These eyes!
CHARLOTTE RAMPLING and Looks
by Felix Zwinzscher
The actual drama begins with that look, this realizing stare. She slowly turns her head. The corners of her mouth still slightly turned upward to form a polite smile. Her head tilted a little to the right. There is this prominent space between her eyes and her brows, that seems to lie heavy on her lids and is causing her expression to have this sombre sobriety even though she is smiling. This look is framed by two perfectly arched eyebrows.
Suddenly something happens. The glabella widens and pushes the eyebrows even further apart. Her lower eyelids drop and expose the whites of her eyes. The eyeballs seem rounder now, protruding from her skull. The outer corners of her eyes descending. Somehow gravity just seemed to have become stronger. Her expression changes from polite friendliness to outright fear.

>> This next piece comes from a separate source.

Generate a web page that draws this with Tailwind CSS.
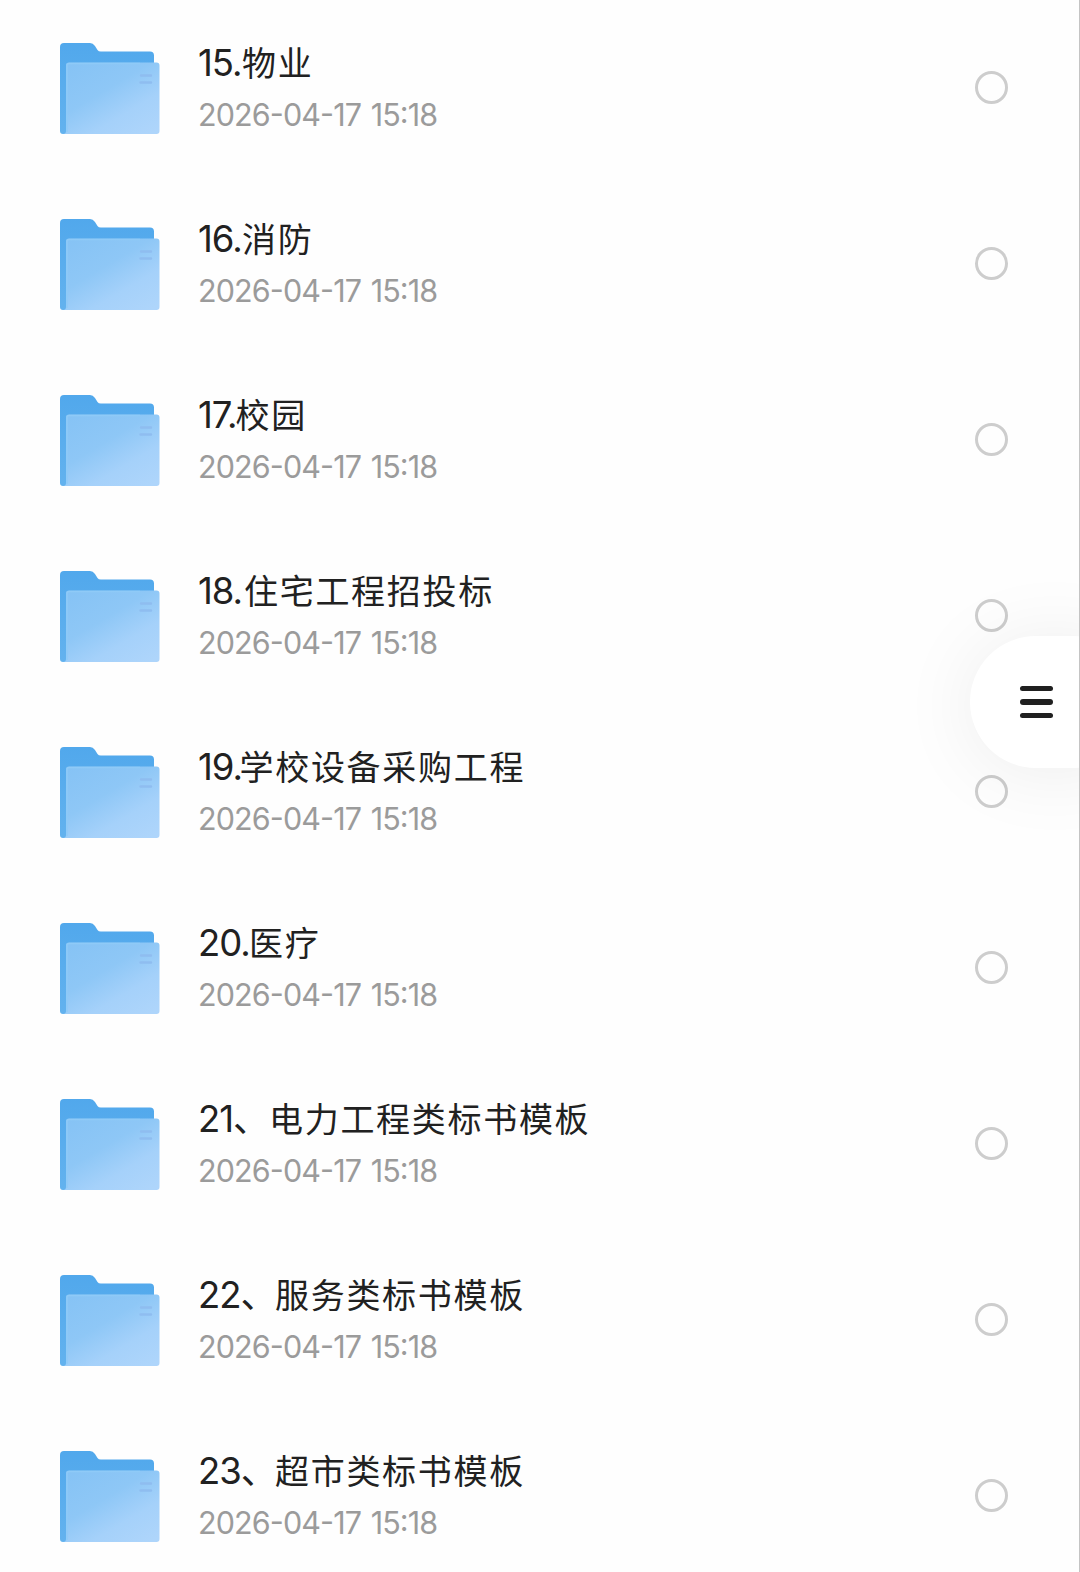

All this happens within four seconds. Four seconds just facial expressions, just eyes. Theses eyes. These are the eyes of Charlotte Rampling. They unravel the whole tragic psychoanalytical study of Liliana Cavani's THE NIGHT PORTER (1974). Lucia (Rampling) looks across the room of a Viennese hotel and meets the eyes of her concentration camp torturer Max (Dirk Bogarde) who now works as the hotel's night porter.
The next 120 minutes Rampling's eyes resume this stare, that looks right through everybody with the intensity of a cornered animal: All out of options, scared but ready to fight to the death. Though less for reasons that one might expect. When there is no fear or anger in these eyes, then there is bewildered affection. Affection for a man who cruelly tormented her not too long ago as a German SS officer in a concentration camp. Charlotte Rampling has the ability to communicate this confusion and irrationality solely with her eyes. She barely talks throughout the film but she doesn't need to either.
Rampling tends to play damaged people, complicated characters in ambiguous situations and quite deliberately so. After her acting breakthrough in Silvio Narizzano's romantic comedy GEORGY GIRL (1966) Rampling left England for the continent, mainly for France. She didn't want to play any more sweetheart parts that would match these smokey eyes.
And indeed, from far away you can hardly see the whites in her eyes. It is all dark. These sad eyes, hidden under half closed lids, framed by elegantly curved brows that are set a little too high in her face. Her glance is sensual but never in a glossy, straight forward sexual way. Behind these eyes is always a troubled mind.
When she looks at you, she narrows her eyes until they appear to be mere slots in her head. Then she lowers her shin and she looks up at you, so that all you can see is her brows and lids and just a hint of these dark waters that are her eyes. That's how she met Paul Newman in Lumet's THE VERDICT. And he fell for her, the spy of a rival lawyer's office. It's unsettling.
She perfected this look over the years. And it still works. As Ellen, the 60 years old Rampling travels as a sex tourist to Haiti to be admired by 20 year-olds in Laurent Cantet's VERS LE SUD (2005). Now at 65 with her eyelids a little hooded the effect seems only stronger.
In our interview she says: "It's quite violent to be looked at". And indeed it is Mrs. Rampling...
Sources:
Silvio Narizzano, Georgy Girl, 99 min., 1966.
Liliana Cavani, The Night Porter, 118 min., 1974.
Sidney Lumet, The Verdict, 129 min., 1982.
Laurent Cantet, Vers le Sud, 108 min., 2005.